The Big Read: Dlamini IQ suits Zuma fine

13 March 2017 - 08:44 By Justice Malala
subscribe Just R20 for the first month. Support independent journalism by subscribing to our digital news package.
Subscribe now

Social Development Minister Bathabile Dlamini is likely to appear before the Constitutional Court this week and we will be subjected to the same mediocrity we have seen starkly displayed over the past few weeks.

Dlamini will hum and haw, she will obfuscate, she will play victim, she will pull out the race card and she will pretend to be a champion of transformation.

All this energy will be aimed at convincing us that she is actually capable of leading her ministry to deliver on its mandate.
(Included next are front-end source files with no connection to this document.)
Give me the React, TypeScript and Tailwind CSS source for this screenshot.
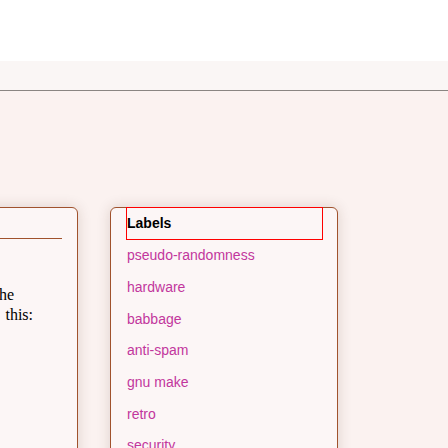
const TAGS = ["pseudo-randomness", "hardware", "babbage", "anti-spam", "gnu make", "retro", "security"];

export default function App() {
  return (
    <div className="h-[448px] w-[448px] overflow-hidden bg-[#fbf2f0] font-['Liberation_Sans',Arial,sans-serif]">
      {/* top bars */}
      <div className="h-[61px] bg-white" />
      <div className="h-[30px] border-b border-[#8a8582] bg-[#faf6f5]" />

      <div className="flex items-start pt-[116px]">
        {/* left panel, mostly off screen */}
        <div className="-ml-[202px] h-[260px] w-[280px] shrink-0 rounded-tr-[6px] border border-[#a0522d] bg-[#fcf6f6] shadow-[0_0_14px_rgba(70,35,20,0.16)]">
          <div className="mr-[15px] mt-[30px] border-t border-[#a0522d]" />
          <div className="mt-[46px] font-['Liberation_Serif',serif] text-[16px] leading-[20px] text-black">
            <div className="whitespace-nowrap pr-[63px] text-right">the</div>
            <div className="whitespace-nowrap pr-[44px] text-right">this:</div>
          </div>
        </div>

        {/* labels panel */}
        <div className="ml-[32px] h-[260px] w-[228px] shrink-0 rounded-t-[6px] border border-[#a0522d] bg-[#fcf6f6] shadow-[0_0_14px_rgba(70,35,20,0.16)]">
          <div className="-mt-px ml-[15px] flex h-[33px] w-[197px] items-center border border-[#ff0000] bg-[#fcf6f6] text-[14px] font-bold text-black">
            Labels
          </div>
          <div className="pl-[16px]">
            {TAGS.map((t) => (
              <div key={t} className="flex h-[31.7px] items-center text-[14px] text-[#c2369d]">
                {t}
              </div>
            ))}
          </div>
        </div>
      </div>
    </div>
  );
}
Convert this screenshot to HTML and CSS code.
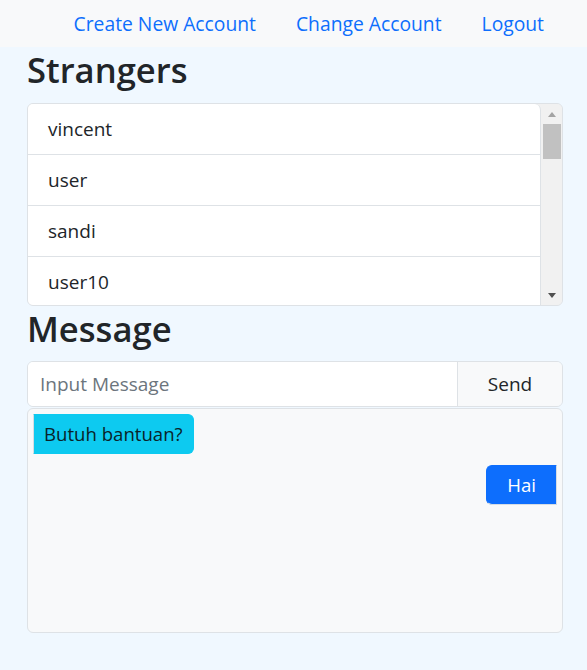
FILE: index.html
```html
<!DOCTYPE html>
<html lang="id">
<head>
<meta charset="utf-8">
<title>Chat</title>
<link rel="stylesheet" href="styles.css">
</head>
<body>
<nav class="topnav">
  <a class="nav-link" href="#">Create New Account</a>
  <a class="nav-link" href="#">Change Account</a>
  <a class="nav-link" href="#">Logout</a>
</nav>
<main class="container">
  <h1 class="section-title">Strangers</h1>
  <div class="user-box">
    <ul class="user-list">
      <li class="user-item">vincent</li>
      <li class="user-item">user</li>
      <li class="user-item">sandi</li>
      <li class="user-item">user10</li>
    </ul>
    <div class="scrollbar" aria-hidden="true">
      <span class="sb-btn"><span class="sb-arrow sb-up"></span></span>
      <span class="sb-track"><span class="sb-thumb"></span></span>
      <span class="sb-btn"><span class="sb-arrow sb-down"></span></span>
    </div>
  </div>
  <h1 class="section-title section-title-msg">Message</h1>
  <form class="input-group">
    <input class="msg-input" type="text" placeholder="Input Message">
    <button class="send-btn" type="button">Send</button>
  </form>
  <div class="chat-box">
    <div class="bubble bubble-in">Butuh bantuan?</div>
    <div class="bubble bubble-out">Hai</div>
  </div>
</main>
</body>
</html>
```
FILE: styles.css
```css
* {
  box-sizing: border-box;
}

html, body {
  margin: 0;
  padding: 0;
}

body {
  background: #f0f8ff;
  font-family: "Open Sans", "Noto Sans", sans-serif;
  font-size: 19px;
  color: #212529;
  height: 670px;
}

.topnav {
  height: 47px;
  background: #f8f9fa;
  display: flex;
  justify-content: flex-end;
  align-items: center;
  gap: 40px;
  padding-right: 43px;
}

.nav-link {
  color: #0d6efd;
  text-decoration: none;
  font-size: 19.3px;
  line-height: 26px;
}

.container {
  padding: 0 24px 0 27px;
}

.section-title {
  margin: 3px 0 13px;
  font-size: 34.6px;
  line-height: 40px;
  font-weight: 600;
  color: #212529;
}

.section-title-msg {
  margin-top: 3px;
  margin-bottom: 12px;
}

.user-box {
  display: flex;
  height: 203px;
  border: 1px solid #dee2e6;
  border-radius: 6px;
  overflow: hidden;
  background: #f1f1f1;
}

.user-list {
  flex: 1;
  margin: 0;
  padding: 0;
  list-style: none;
  background: #fff;
  border-right: 1px solid #dee2e6;
  border-radius: 0 6px 0 0;
  overflow: hidden;
}

.user-item {
  padding: 12px 20px;
  line-height: 26px;
  border-bottom: 1px solid #dee2e6;
}

.scrollbar {
  width: 21px;
  display: flex;
  flex-direction: column;
  background: #f1f1f1;
}

.sb-btn {
  height: 20px;
  display: flex;
  align-items: center;
  justify-content: center;
}

.sb-track {
  flex: 1;
  display: flex;
  flex-direction: column;
  padding: 0 1px 0 2px;
}

.sb-thumb {
  height: 35px;
  background: #c1c1c1;
}

.sb-arrow {
  width: 0;
  height: 0;
  border-left: 4.5px solid transparent;
  border-right: 4.5px solid transparent;
}

.sb-up {
  border-bottom: 5px solid #a3a3a3;
}

.sb-down {
  border-top: 5px solid #505050;
}

.input-group {
  display: flex;
  height: 46px;
  margin: 0;
  border: 1px solid #dee2e6;
  border-radius: 6px;
  overflow: hidden;
}

.msg-input {
  flex: 1;
  min-width: 0;
  border: none;
  outline: none;
  padding: 0 12px;
  font-family: inherit;
  font-size: 19px;
  color: #212529;
  background: #fff;
}

.msg-input::placeholder {
  color: #6c757d;
}

.send-btn {
  width: 105px;
  border: none;
  border-left: 1px solid #dee2e6;
  background: #f8f9fa;
  font-family: inherit;
  font-size: 19px;
  color: #212529;
  padding: 0;
}

.chat-box {
  margin-top: 1px;
  height: 225px;
  border: 1px solid #dee2e6;
  border-radius: 6px;
  background: #f8f9fa;
  padding: 5px;
  display: flex;
  flex-direction: column;
  align-items: flex-start;
}

.bubble {
  font-size: 18.6px;
  line-height: 26px;
  padding: 6px 10px;
  border: 1px solid #dee2e6;
}

.bubble-in {
  background: #0dcaf0;
  border-color: #0dcaf0 #0dcaf0 #0dcaf0 #d6dde3;
  color: #0a2329;
  border-radius: 0 6px 6px 0;
}

.bubble-out {
  align-self: flex-end;
  margin-top: 11px;
  padding: 6px 20px;
  background: #0d6efd;
  border-color: #0d6efd #d6dde3 #d6dde3 #0d6efd;
  color: #fff;
  border-radius: 6px 0 0 6px;
}
```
But, really, over the past year we have seen and heard enough to confirm our suspicions - that Dlamini should not have been put in the post in the first place.

The minister does not respect the law and has no idea what the constitution behoves her to do. We have an ignoramus in office.

Dlamini is not the only one. Our bloated cabinet is replete with bums-on-seats who have not a clue why they are in their big offices or even why they attend cabinet meetings. They think they are there to say "Yebo, Baba" when the president or his bosses - the Gupta family - issue orders.

We live in an age of mediocrity. Take Communications Minister Faith Muthambi, for example.

The ad hoc committee into the SABC recommended that "The president should exercise his constitutional duties in relation to Minister Muthambi . [the] committee agrees that President Zuma should seriously reconsider the desirability of Muthambi retaining her portfolio."

This is clear and unequivocal advice to the president - fire her. Will he? Of course he won't. Mediocrity is the glue that now holds the Zuma administration together. In this administration, mediocrity bubbles up to the top like poo in a dirty well.

No one gets fired here. Defence Minister Nosiviwe Mapisa-Nqakula smuggled a family friend into the country and nothing happened to her. State Security Minister David Mahlobo consorted with rhino poachers and not even an inquiry is held or serious questions asked. Instead, he gets to tell us that social media might be regulated while peddling conspiracy theories without a single fact to back them up.

You have to do something really terrible - such as refuse a bribe from the Gupta family, as Deputy Finance Minister Mcebisi Jonas did - to get close to being fired.

If you are the likes of Hawks head Berning Ntlemeza, National Prosecuting Authority chief Shaun Abrahams or SARS boss Tom Moyane - the three musketeers who brought sham charges against Finance Minister Pravin Gordhan last year - then you are guaranteed a job for life.

As they say in the townships, "Kumnandi eSata Afrika" (It's great in South Africa).

But back to Dlamini and the social grants. This is a scandal that is deep, wide and all-encompassing. Its tentacles reach into President Jacob Zuma's office and beyond. (Why did the president's personal legal adviser, Michael Hulley, feel the need to advise Dlamini not to seek other solutions to this issue?)

This social grants scandal reminds us of the cynicism that has seeped into the Zuma administration and many of its leaders. About 17million grants are in danger of not being paid next month to poor people who have no other recourse in life - the grant is as good as it gets for them.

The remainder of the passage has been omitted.